*Short problem:* Reproduce the listing exactly and skip over any pictures.

*Data section:*

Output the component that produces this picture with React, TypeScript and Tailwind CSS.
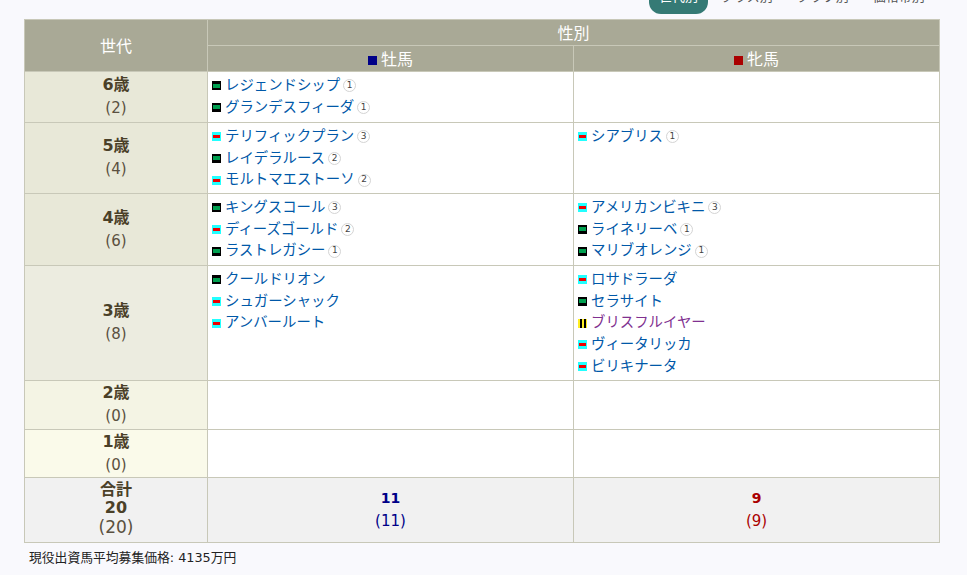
const fontStack = '"DejaVu Sans", "Noto Sans CJK JP", sans-serif';

type Silk = "green" | "cyan" | "yellow";
type Horse = { name: string; silk: Silk; count?: string; purple?: boolean };

function SilkIcon({ silk }: { silk: Silk }) {
  if (silk === "green") {
    return (
      <span className="inline-flex h-[9px] w-[9px] shrink-0 items-center justify-center bg-black">
        <span className="h-[4px] w-[7px] bg-[#00a050]" />
      </span>
    );
  }
  if (silk === "cyan") {
    return (
      <span className="inline-flex h-[9px] w-[9px] shrink-0 items-center justify-center bg-[#22ffff]">
        <span className="h-[3px] w-[7px] bg-[#f00000]" />
      </span>
    );
  }
  return (
    <span className="inline-flex h-[9px] w-[9px] shrink-0 items-center justify-center gap-[2px] bg-[#ffee22]">
      <span className="h-[9px] w-[2px] bg-black" />
      <span className="h-[9px] w-[2px] bg-black" />
    </span>
  );
}

function HorseList({ horses }: { horses: Horse[] }) {
  return (
    <ul className="flex flex-col">
      {horses.map((h) => (
        <li key={h.name} className="flex h-[21.75px] items-center pl-[4px]">
          <SilkIcon silk={h.silk} />
          <span className={`ml-[4px] text-[14.4px] ${h.purple ? "text-[#803090]" : "text-[#0058a8]"}`}>{h.name}</span>
          {h.count && (
            <span className="ml-[3px] flex h-[13px] w-[13px] items-center justify-center rounded-full border border-[#d4d4d4] text-[9px] text-[#444]">
              {h.count}
            </span>
          )}
        </li>
      ))}
    </ul>
  );
}

const rows: { age: string; n: number; h: string; bg: string; male: Horse[]; female: Horse[] }[] = [
  {
    age: "6歳", n: 2, h: "h-[51px]", bg: "bg-[#e8e8d8]",
    male: [
      { name: "レジェンドシップ", silk: "green", count: "1" },
      { name: "グランデスフィーダ", silk: "green", count: "1" },
    ],
    female: [],
  },
  {
    age: "5歳", n: 4, h: "h-[71px]", bg: "bg-[#e8e8d8]",
    male: [
      { name: "テリフィックプラン", silk: "cyan", count: "3" },
      { name: "レイデラルース", silk: "green", count: "2" },
      { name: "モルトマエストーソ", silk: "cyan", count: "2" },
    ],
    female: [{ name: "シアブリス", silk: "cyan", count: "1" }],
  },
  {
    age: "4歳", n: 6, h: "h-[72px]", bg: "bg-[#e8e8d8]",
    male: [
      { name: "キングスコール", silk: "green", count: "3" },
      { name: "ディーズゴールド", silk: "cyan", count: "2" },
      { name: "ラストレガシー", silk: "green", count: "1" },
    ],
    female: [
      { name: "アメリカンビキニ", silk: "cyan", count: "3" },
      { name: "ライネリーベ", silk: "green", count: "1" },
      { name: "マリブオレンジ", silk: "green", count: "1" },
    ],
  },
  {
    age: "3歳", n: 8, h: "h-[115px]", bg: "bg-[#ecece0]",
    male: [
      { name: "クールドリオン", silk: "green" },
      { name: "シュガーシャック", silk: "cyan" },
      { name: "アンバールート", silk: "cyan" },
    ],
    female: [
      { name: "ロサドラーダ", silk: "cyan" },
      { name: "セラサイト", silk: "green" },
      { name: "ブリスフルイヤー", silk: "yellow", purple: true },
      { name: "ヴィータリッカ", silk: "cyan" },
      { name: "ビリキナータ", silk: "cyan" },
    ],
  },
  { age: "2歳", n: 0, h: "h-[49px]", bg: "bg-[#f4f4e4]", male: [], female: [] },
  { age: "1歳", n: 0, h: "h-[48px]", bg: "bg-[#fafaea]", male: [], female: [] },
];

export default function App() {
  return (
    <div className="h-[575px] w-[967px] overflow-hidden bg-[#f9f9fd]" style={{ fontFamily: fontStack }}>
      <div className="flex h-[14px] items-end overflow-hidden pl-[649px] text-[13px] leading-[20px]">
        <span className="flex h-[26px] w-[59px] shrink-0 items-center justify-center rounded-b-[12px] bg-[#357a75] pb-[8px] text-white">世代別</span>
        <span className="ml-[13px] flex h-[26px] items-center pb-[8px] text-[#555]">クラス別</span>
        <span className="ml-[24px] flex h-[26px] items-center pb-[8px] text-[#555]">クラブ別</span>
        <span className="ml-[24px] flex h-[26px] items-center pb-[8px] text-[#555]">価格帯別</span>
      </div>
      <table className="ml-[24px] mt-[5px] w-[915px] table-fixed border-collapse border border-[#c8c8b8]">
        <colgroup>
          <col className="w-[183px]" />
          <col className="w-[366px]" />
          <col className="w-[366px]" />
        </colgroup>
        <thead className="bg-[#a9a996] text-[16px] font-normal leading-[22px] text-white">
          <tr className="h-[26px]">
            <th rowSpan={2} className="border border-[#c8c8b8] pt-[2px] font-normal">世代</th>
            <th colSpan={2} className="border border-[#c8c8b8] pt-[2px] font-normal">性別</th>
          </tr>
          <tr className="h-[26px]">
            <th className="border border-[#c8c8b8] pt-[2px] font-normal">
              <span className="mr-[4px] inline-block h-[9px] w-[9px] bg-[#000088]" />牡馬
            </th>
            <th className="border border-[#c8c8b8] pt-[2px] font-normal">
              <span className="mr-[4px] inline-block h-[9px] w-[9px] bg-[#aa0000]" />牝馬
            </th>
          </tr>
        </thead>
        <tbody className="bg-white">
          {rows.map((r) => (
            <tr key={r.age} className={r.h}>
              <td className={`border border-[#c8c8b8] text-center align-middle text-[#4a4028] ${r.bg}`}>
                <div className="mt-[-1px] text-[16px] font-bold leading-[24px]">{r.age}</div>
                <div className="text-[15px] leading-[23px] text-[#5a5040]">({r.n})</div>
              </td>
              <td className="border border-[#c8c8b8] align-top pt-[2.75px]"><HorseList horses={r.male} /></td>
              <td className="border border-[#c8c8b8] align-top pt-[2.75px]"><HorseList horses={r.female} /></td>
            </tr>
          ))}
          <tr className="h-[65px] bg-[#f1f1f1]">
            <td className="border border-[#c8c8b8] text-center text-[#4a4028]">
              <div className="mt-[-3px] text-[16px] font-bold leading-[19px]">合計</div>
              <div className="mt-[-1px] text-[16px] font-bold leading-[19px]">20</div>
              <div className="mt-[1px] text-[17px] leading-[19px] text-[#5a5040]">(20)</div>
            </td>
            <td className="border border-[#c8c8b8] text-center text-[#000088]">
              <div className="mt-[-1px] text-[14px] font-bold leading-[22px]">11</div>
              <div className="mt-[1px] text-[15px] leading-[22px]">(11)</div>
            </td>
            <td className="border border-[#c8c8b8] text-center text-[#aa0000]">
              <div className="mt-[-1px] text-[14px] font-bold leading-[22px]">9</div>
              <div className="mt-[1px] text-[15px] leading-[22px]">(9)</div>
            </td>
          </tr>
        </tbody>
      </table>
      <p className="ml-[29px] mt-[6px] text-[12.8px] leading-[18px] text-[#222]">現役出資馬平均募集価格: 4135万円</p>
    </div>
  );
}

*The output:*
Output the component that produces this picture with React, TypeScript and Tailwind CSS.
const fontStack = '"DejaVu Sans", "Noto Sans CJK JP", sans-serif';

type Silk = "green" | "cyan" | "yellow";
type Horse = { name: string; silk: Silk; count?: string; purple?: boolean };

function SilkIcon({ silk }: { silk: Silk }) {
  if (silk === "green") {
    return (
      <span className="inline-flex h-[9px] w-[9px] shrink-0 items-center justify-center bg-black">
        <span className="h-[4px] w-[7px] bg-[#00a050]" />
      </span>
    );
  }
  if (silk === "cyan") {
    return (
      <span className="inline-flex h-[9px] w-[9px] shrink-0 items-center justify-center bg-[#22ffff]">
        <span className="h-[3px] w-[7px] bg-[#f00000]" />
      </span>
    );
  }
  return (
    <span className="inline-flex h-[9px] w-[9px] shrink-0 items-center justify-center gap-[2px] bg-[#ffee22]">
      <span className="h-[9px] w-[2px] bg-black" />
      <span className="h-[9px] w-[2px] bg-black" />
    </span>
  );
}

function HorseList({ horses }: { horses: Horse[] }) {
  return (
    <ul className="flex flex-col">
      {horses.map((h) => (
        <li key={h.name} className="flex h-[21.75px] items-center pl-[4px]">
          <SilkIcon silk={h.silk} />
          <span className={`ml-[4px] text-[14.4px] ${h.purple ? "text-[#803090]" : "text-[#0058a8]"}`}>{h.name}</span>
          {h.count && (
            <span className="ml-[3px] flex h-[13px] w-[13px] items-center justify-center rounded-full border border-[#d4d4d4] text-[9px] text-[#444]">
              {h.count}
            </span>
          )}
        </li>
      ))}
    </ul>
  );
}

const rows: { age: string; n: number; h: string; bg: string; male: Horse[]; female: Horse[] }[] = [
  {
    age: "6歳", n: 2, h: "h-[51px]", bg: "bg-[#e8e8d8]",
    male: [
      { name: "レジェンドシップ", silk: "green", count: "1" },
      { name: "グランデスフィーダ", silk: "green", count: "1" },
    ],
    female: [],
  },
  {
    age: "5歳", n: 4, h: "h-[71px]", bg: "bg-[#e8e8d8]",
    male: [
      { name: "テリフィックプラン", silk: "cyan", count: "3" },
      { name: "レイデラルース", silk: "green", count: "2" },
      { name: "モルトマエストーソ", silk: "cyan", count: "2" },
    ],
    female: [{ name: "シアブリス", silk: "cyan", count: "1" }],
  },
  {
    age: "4歳", n: 6, h: "h-[72px]", bg: "bg-[#e8e8d8]",
    male: [
      { name: "キングスコール", silk: "green", count: "3" },
      { name: "ディーズゴールド", silk: "cyan", count: "2" },
      { name: "ラストレガシー", silk: "green", count: "1" },
    ],
    female: [
      { name: "アメリカンビキニ", silk: "cyan", count: "3" },
      { name: "ライネリーベ", silk: "green", count: "1" },
      { name: "マリブオレンジ", silk: "green", count: "1" },
    ],
  },
  {
    age: "3歳", n: 8, h: "h-[115px]", bg: "bg-[#ecece0]",
    male: [
      { name: "クールドリオン", silk: "green" },
      { name: "シュガーシャック", silk: "cyan" },
      { name: "アンバールート", silk: "cyan" },
    ],
    female: [
      { name: "ロサドラーダ", silk: "cyan" },
      { name: "セラサイト", silk: "green" },
      { name: "ブリスフルイヤー", silk: "yellow", purple: true },
      { name: "ヴィータリッカ", silk: "cyan" },
      { name: "ビリキナータ", silk: "cyan" },
    ],
  },
  { age: "2歳", n: 0, h: "h-[49px]", bg: "bg-[#f4f4e4]", male: [], female: [] },
  { age: "1歳", n: 0, h: "h-[48px]", bg: "bg-[#fafaea]", male: [], female: [] },
];

export default function App() {
  return (
    <div className="h-[575px] w-[967px] overflow-hidden bg-[#f9f9fd]" style={{ fontFamily: fontStack }}>
      <div className="flex h-[14px] items-end overflow-hidden pl-[649px] text-[13px] leading-[20px]">
        <span className="flex h-[26px] w-[59px] shrink-0 items-center justify-center rounded-b-[12px] bg-[#357a75] pb-[8px] text-white">世代別</span>
        <span className="ml-[13px] flex h-[26px] items-center pb-[8px] text-[#555]">クラス別</span>
        <span className="ml-[24px] flex h-[26px] items-center pb-[8px] text-[#555]">クラブ別</span>
        <span className="ml-[24px] flex h-[26px] items-center pb-[8px] text-[#555]">価格帯別</span>
      </div>
      <table className="ml-[24px] mt-[5px] w-[915px] table-fixed border-collapse border border-[#c8c8b8]">
        <colgroup>
          <col className="w-[183px]" />
          <col className="w-[366px]" />
          <col className="w-[366px]" />
        </colgroup>
        <thead className="bg-[#a9a996] text-[16px] font-normal leading-[22px] text-white">
          <tr className="h-[26px]">
            <th rowSpan={2} className="border border-[#c8c8b8] pt-[2px] font-normal">世代</th>
            <th colSpan={2} className="border border-[#c8c8b8] pt-[2px] font-normal">性別</th>
          </tr>
          <tr className="h-[26px]">
            <th className="border border-[#c8c8b8] pt-[2px] font-normal">
              <span className="mr-[4px] inline-block h-[9px] w-[9px] bg-[#000088]" />牡馬
            </th>
            <th className="border border-[#c8c8b8] pt-[2px] font-normal">
              <span className="mr-[4px] inline-block h-[9px] w-[9px] bg-[#aa0000]" />牝馬
            </th>
          </tr>
        </thead>
        <tbody className="bg-white">
          {rows.map((r) => (
            <tr key={r.age} className={r.h}>
              <td className={`border border-[#c8c8b8] text-center align-middle text-[#4a4028] ${r.bg}`}>
                <div className="mt-[-1px] text-[16px] font-bold leading-[24px]">{r.age}</div>
                <div className="text-[15px] leading-[23px] text-[#5a5040]">({r.n})</div>
              </td>
              <td className="border border-[#c8c8b8] align-top pt-[2.75px]"><HorseList horses={r.male} /></td>
              <td className="border border-[#c8c8b8] align-top pt-[2.75px]"><HorseList horses={r.female} /></td>
            </tr>
          ))}
          <tr className="h-[65px] bg-[#f1f1f1]">
            <td className="border border-[#c8c8b8] text-center text-[#4a4028]">
              <div className="mt-[-3px] text-[16px] font-bold leading-[19px]">合計</div>
              <div className="mt-[-1px] text-[16px] font-bold leading-[19px]">20</div>
              <div className="mt-[1px] text-[17px] leading-[19px] text-[#5a5040]">(20)</div>
            </td>
            <td className="border border-[#c8c8b8] text-center text-[#000088]">
              <div className="mt-[-1px] text-[14px] font-bold leading-[22px]">11</div>
              <div className="mt-[1px] text-[15px] leading-[22px]">(11)</div>
            </td>
            <td className="border border-[#c8c8b8] text-center text-[#aa0000]">
              <div className="mt-[-1px] text-[14px] font-bold leading-[22px]">9</div>
              <div className="mt-[1px] text-[15px] leading-[22px]">(9)</div>
            </td>
          </tr>
        </tbody>
      </table>
      <p className="ml-[29px] mt-[6px] text-[12.8px] leading-[18px] text-[#222]">現役出資馬平均募集価格: 4135万円</p>
    </div>
  );
}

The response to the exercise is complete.